What makes a good decision record?
Keep it small. Name the choice, mention the option you nearly picked, explain why you chose this path now, and note what would make you change it later. That is usually enough for a reviewer to judge the tradeoff.
What belongs in boundary notes?
Boundary notes explain what the code reads, what it sends out, what it refuses to do, and how failures stop. They should also name limits like token caps, timeouts, cost caps, and sensitive data rules. Reviewers can test those details much faster than vague warnings.
How long should the doc be?
Aim for half a page to one page for most changes. If a new reviewer still needs to open many files just to understand the goal, the doc is too thin. If the doc turns into a long essay, people will stop updating it.
How do I show that AI output should stay internal?
State the boundary in one sentence. For example, say the summary stays internal and an agent must approve any reply that leaves the company. That removes guesswork and lets reviewers verify the flow instead of arguing about helper code.
Should I write the doc before or after the code?
Write the doc before you ask for review. Reviewers need the intent first, especially when the diff includes generated code that touches many files. A late doc often reads like a cleanup note instead of a plan.
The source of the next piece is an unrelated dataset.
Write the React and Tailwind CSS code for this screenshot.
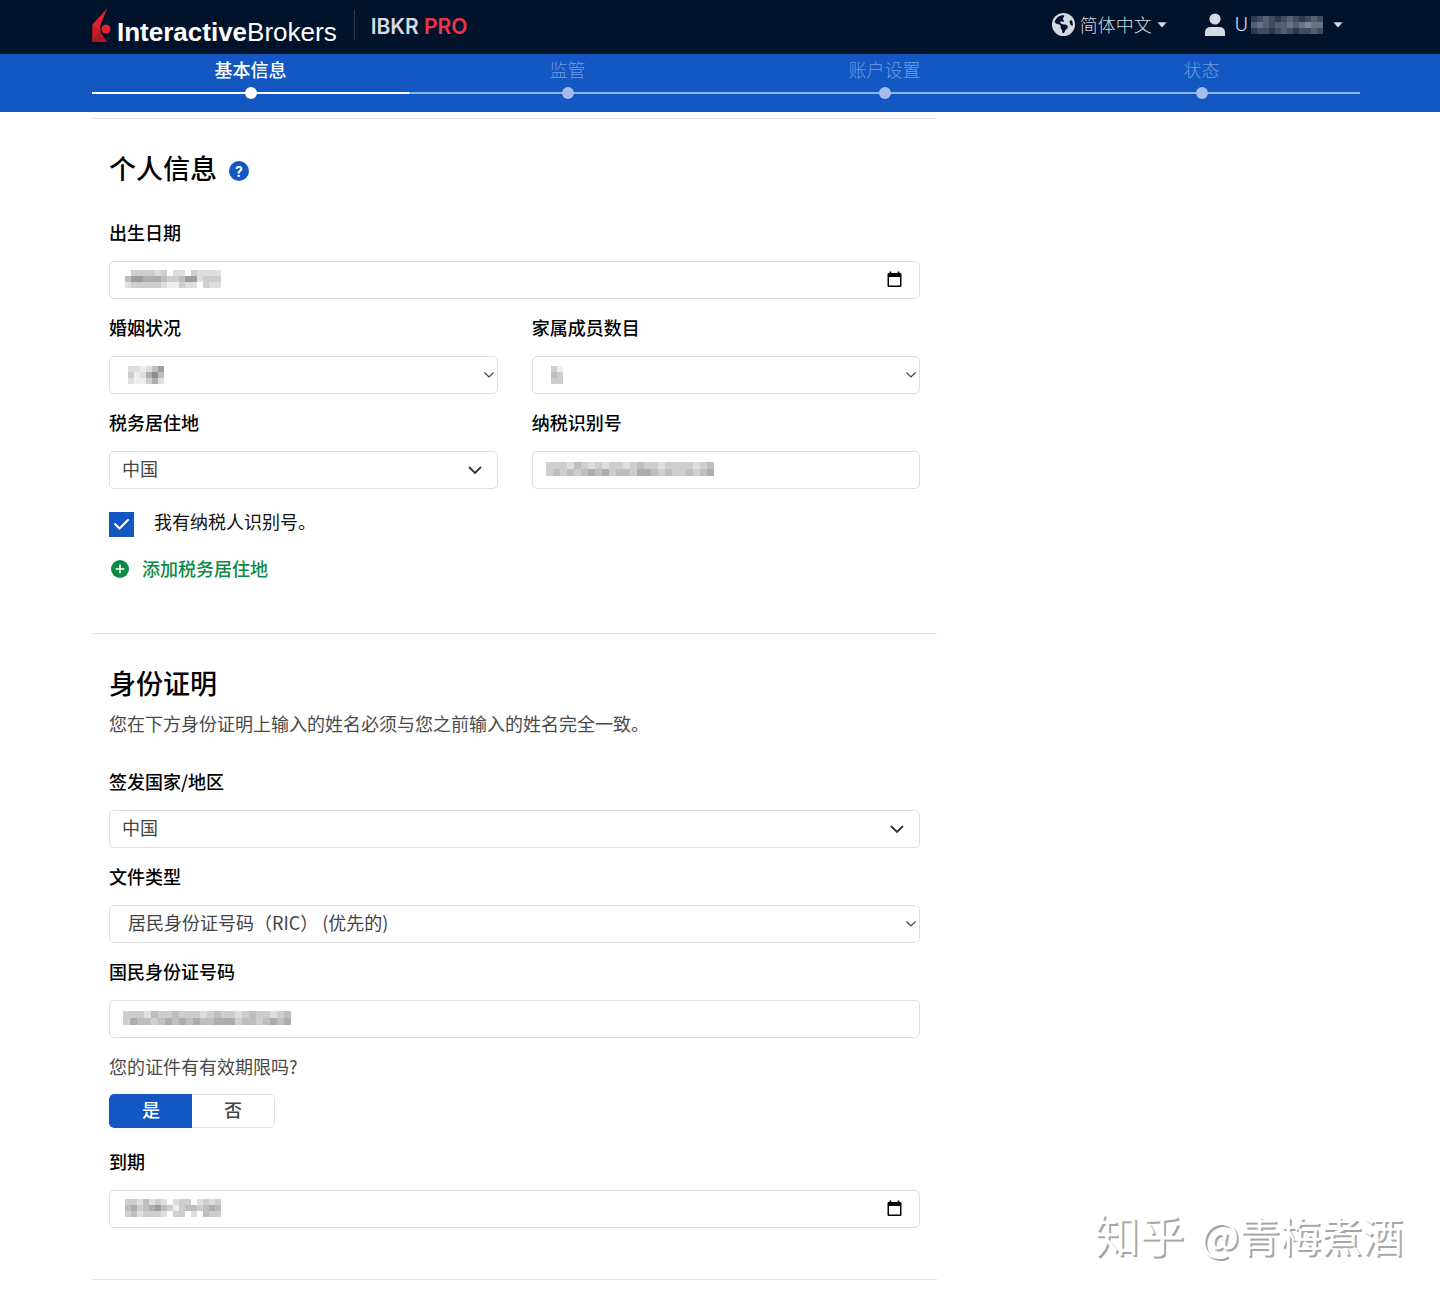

What mistakes waste the most review time?
Teams lose time when docs describe files instead of choices, hide rejected options, bury limits in comments, or use vague words like "better" and "simpler" without proof. Another common problem is stale docs that nobody updates after the design changes.
How can I tell if the note is clear enough to merge?
Use a simple test. Give the note to someone who did not build the change and ask what choice you made, what rule must stay fixed, and where the change ends. If they hesitate, tighten the doc before you merge.